Вспомнились же пластинки из «Кругозора», а в связи с ними и сам Юрий Визбор, потому что их горячей поклонницей оказалась наша Катя. Она их, видимо, где-то в возрасте от одного до трех не раз вместе с нами слушала, более того, каким-то образом некоторые из них заприметила и приходила ко мне или Галине, держа свернутый в трубку синенький пластиковый квадрат. И торжествующе объявляла, например, такое: «Ната си наколь тунатэ!»
Тогда, в году 66-м, в советском радио– и телеэфире появились две симпатичные японские песенки: «У моря, у синего моря» и «Тебе не забыть обо мне». И ту и другую «Кругозор» запечатлел на своих звуковых страницах. Нашей дочери особенно нравилась вторая. Причем не в русском варианте, представленном Эльмирой Уразбаевой, а, так сказать, «в природном». Поэтому композиция у нас проходила по первой фразе «по-японски», услышанной Катей, как «Ната си наколь тунатэ». Мы ставили ее на проигрыватель, и девчонка увлеченно, на манер сегодняшнего караоке, распевала что-то, что должно было соответствовать переводу: «Тебе не забыть обо мне, я сниться умею во сне». В творческом экстазе она порой даже покрывалась испариной…
Забавляя дочку, я частенько напевал ей модную попсу из репертуара Эмиля Горобца – «Катарина, охо-хо». Имелось в виду, что она благодаря этому будет лучше усваивать свое полное имя. Но у нее был собственный взгляд на развлекательную эстраду, почерпнутый все из того же «Кругозора».
Мне казалось, у нашей дочери музыкальная душа, меня это радовало. Как и ее озорные словесные выкрутасы. К примеру. Она узнала слово «гадость» и стала прилагать его ко всем известным ей понятиям. Когда ей сказали, что этого не надо делать, она придумала хитрость. Глядя на игрушку, начинала говорить:
– Зайка – га…
Выждав паузу и хитро улыбаясь в нашу сторону, заключала предложение:
– …мкость!
Запомнив маленькое стихотворение, заканчивавшееся строчкой «Ай да мишка!», она много раз с удовольствием декламировала его, каждый раз завершая своей юмористической придумкой: «Ай да гиля!», «Ай да сибка!» и т. д.
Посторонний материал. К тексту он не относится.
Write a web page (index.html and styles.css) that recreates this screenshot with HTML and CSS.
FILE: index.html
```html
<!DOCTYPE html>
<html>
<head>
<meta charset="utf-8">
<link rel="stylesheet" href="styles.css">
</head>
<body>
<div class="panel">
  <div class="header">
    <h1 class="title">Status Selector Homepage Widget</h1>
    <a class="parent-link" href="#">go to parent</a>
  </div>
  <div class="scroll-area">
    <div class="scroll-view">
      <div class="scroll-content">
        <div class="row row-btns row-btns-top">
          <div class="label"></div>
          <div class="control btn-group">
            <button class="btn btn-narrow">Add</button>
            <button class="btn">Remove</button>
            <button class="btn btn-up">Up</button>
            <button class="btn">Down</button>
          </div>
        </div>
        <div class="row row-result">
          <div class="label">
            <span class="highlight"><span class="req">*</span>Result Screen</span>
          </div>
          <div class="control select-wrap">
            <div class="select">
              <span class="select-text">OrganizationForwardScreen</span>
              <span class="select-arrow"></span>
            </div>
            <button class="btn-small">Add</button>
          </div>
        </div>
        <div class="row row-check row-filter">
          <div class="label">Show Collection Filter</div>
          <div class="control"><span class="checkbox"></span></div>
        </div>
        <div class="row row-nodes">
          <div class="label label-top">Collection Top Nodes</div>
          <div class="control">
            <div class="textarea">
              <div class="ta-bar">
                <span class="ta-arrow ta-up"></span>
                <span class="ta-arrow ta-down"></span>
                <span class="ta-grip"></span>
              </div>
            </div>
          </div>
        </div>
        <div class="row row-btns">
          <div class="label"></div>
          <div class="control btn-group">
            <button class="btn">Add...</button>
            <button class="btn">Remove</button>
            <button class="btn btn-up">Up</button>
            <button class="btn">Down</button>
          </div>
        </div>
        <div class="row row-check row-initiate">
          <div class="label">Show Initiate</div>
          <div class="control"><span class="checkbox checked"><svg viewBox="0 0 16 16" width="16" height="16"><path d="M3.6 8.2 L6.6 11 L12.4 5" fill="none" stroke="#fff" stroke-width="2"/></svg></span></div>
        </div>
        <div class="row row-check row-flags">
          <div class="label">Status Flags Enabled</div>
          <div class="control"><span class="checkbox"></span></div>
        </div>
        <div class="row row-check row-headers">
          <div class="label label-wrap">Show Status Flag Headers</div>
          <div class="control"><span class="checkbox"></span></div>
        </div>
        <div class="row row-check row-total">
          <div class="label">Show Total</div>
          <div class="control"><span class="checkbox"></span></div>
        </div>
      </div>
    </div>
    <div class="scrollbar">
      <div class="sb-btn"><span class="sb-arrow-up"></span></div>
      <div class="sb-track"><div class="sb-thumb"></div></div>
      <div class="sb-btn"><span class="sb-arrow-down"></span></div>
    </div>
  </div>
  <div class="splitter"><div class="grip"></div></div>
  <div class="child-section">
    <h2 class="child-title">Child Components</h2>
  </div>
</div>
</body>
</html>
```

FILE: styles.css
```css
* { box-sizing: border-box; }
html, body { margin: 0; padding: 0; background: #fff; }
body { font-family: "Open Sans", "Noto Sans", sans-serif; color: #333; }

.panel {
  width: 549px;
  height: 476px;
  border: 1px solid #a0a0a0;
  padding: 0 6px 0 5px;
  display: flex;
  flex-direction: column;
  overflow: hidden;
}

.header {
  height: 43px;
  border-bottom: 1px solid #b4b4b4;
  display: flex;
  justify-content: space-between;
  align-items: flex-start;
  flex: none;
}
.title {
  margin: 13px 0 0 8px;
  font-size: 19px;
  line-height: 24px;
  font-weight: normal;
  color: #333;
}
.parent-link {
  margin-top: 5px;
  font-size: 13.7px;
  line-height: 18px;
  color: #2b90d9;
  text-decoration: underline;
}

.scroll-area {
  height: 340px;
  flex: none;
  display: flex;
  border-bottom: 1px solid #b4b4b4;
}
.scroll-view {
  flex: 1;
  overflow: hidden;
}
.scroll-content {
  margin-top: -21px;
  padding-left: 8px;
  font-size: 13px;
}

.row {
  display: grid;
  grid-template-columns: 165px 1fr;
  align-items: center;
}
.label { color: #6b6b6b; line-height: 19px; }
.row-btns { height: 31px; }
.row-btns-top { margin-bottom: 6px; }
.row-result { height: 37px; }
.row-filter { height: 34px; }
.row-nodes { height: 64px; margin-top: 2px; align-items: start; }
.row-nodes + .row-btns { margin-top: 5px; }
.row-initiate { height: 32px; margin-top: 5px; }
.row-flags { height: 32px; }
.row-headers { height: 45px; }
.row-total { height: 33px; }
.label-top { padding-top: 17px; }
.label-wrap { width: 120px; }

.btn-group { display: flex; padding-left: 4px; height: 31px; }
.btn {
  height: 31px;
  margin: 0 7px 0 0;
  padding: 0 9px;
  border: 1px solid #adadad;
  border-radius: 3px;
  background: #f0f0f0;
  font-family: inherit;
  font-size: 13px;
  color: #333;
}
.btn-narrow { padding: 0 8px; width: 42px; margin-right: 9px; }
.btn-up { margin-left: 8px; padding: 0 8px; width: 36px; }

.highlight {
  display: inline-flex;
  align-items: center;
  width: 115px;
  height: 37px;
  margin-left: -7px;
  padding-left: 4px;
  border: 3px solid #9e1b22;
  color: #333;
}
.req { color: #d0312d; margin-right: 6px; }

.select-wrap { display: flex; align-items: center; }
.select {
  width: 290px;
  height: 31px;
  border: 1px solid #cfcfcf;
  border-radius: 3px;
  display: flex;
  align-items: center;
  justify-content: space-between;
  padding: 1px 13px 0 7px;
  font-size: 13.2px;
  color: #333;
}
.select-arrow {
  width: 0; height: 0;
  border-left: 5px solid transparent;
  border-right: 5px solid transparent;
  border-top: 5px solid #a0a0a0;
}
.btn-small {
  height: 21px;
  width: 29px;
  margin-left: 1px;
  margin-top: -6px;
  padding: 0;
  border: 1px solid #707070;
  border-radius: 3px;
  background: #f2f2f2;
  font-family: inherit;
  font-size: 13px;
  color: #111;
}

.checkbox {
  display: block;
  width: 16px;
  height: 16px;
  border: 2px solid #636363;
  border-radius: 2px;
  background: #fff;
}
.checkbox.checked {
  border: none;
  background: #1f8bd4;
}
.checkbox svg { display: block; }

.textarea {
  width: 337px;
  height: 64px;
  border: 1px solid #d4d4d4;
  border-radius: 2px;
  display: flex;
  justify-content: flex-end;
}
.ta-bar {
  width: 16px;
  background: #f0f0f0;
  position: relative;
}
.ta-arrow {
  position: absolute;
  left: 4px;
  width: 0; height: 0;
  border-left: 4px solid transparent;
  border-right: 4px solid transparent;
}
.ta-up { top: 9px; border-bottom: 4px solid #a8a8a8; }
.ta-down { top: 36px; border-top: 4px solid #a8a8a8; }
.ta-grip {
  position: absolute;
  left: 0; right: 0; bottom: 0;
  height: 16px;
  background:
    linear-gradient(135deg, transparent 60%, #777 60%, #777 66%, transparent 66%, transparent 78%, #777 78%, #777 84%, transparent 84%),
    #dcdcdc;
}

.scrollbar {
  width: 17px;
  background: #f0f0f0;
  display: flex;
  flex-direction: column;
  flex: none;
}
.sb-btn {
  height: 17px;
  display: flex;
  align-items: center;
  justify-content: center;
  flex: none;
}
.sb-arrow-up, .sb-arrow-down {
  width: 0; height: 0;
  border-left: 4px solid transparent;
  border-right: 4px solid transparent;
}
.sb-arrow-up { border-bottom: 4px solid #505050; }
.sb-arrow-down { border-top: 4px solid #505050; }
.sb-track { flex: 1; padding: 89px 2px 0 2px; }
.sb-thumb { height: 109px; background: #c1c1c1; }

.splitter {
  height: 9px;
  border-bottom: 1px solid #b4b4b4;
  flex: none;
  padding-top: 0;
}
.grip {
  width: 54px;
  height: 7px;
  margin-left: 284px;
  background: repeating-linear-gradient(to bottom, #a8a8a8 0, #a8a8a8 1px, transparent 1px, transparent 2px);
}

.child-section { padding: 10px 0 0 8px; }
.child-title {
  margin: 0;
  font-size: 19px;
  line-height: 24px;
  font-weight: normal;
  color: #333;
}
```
В обиходе нашего с Галей общения навсегда осталось несколько десятков детских словечек. Со временем мы запутались, от кого они нам достались: от Сашки, Кати или Алисы. Но вот «Ай да гиля» (или «сибка») и «гамкость» – точно Катиного авторства. Так же как и речение, много раз употреблявшееся нами в жизни при разнообразных обстоятельствах: «Апать лезет!» («опять лезет»).
На кухне стоял купленный в Ростове на базаре зеленый старорежимный буфет. Посередине его был выдвижной ящик, где лежали ложки, вилки, ножи. Катя знала: туда – нельзя. И как мы были удивлены, однажды вместе вернувшись с работы, когда дочь, встретив нас, вдруг побежала на кухню и решительно выдвинула этот ящик. Как будто дождавшись максимального удивления на наших лицах, она, не захватывая ничего из обеденных принадлежностей, а просто положив на них руку, провозгласила свое бессмертное: «Апать лезет!»
Была очень довольна своей шуткой, долго смеялась.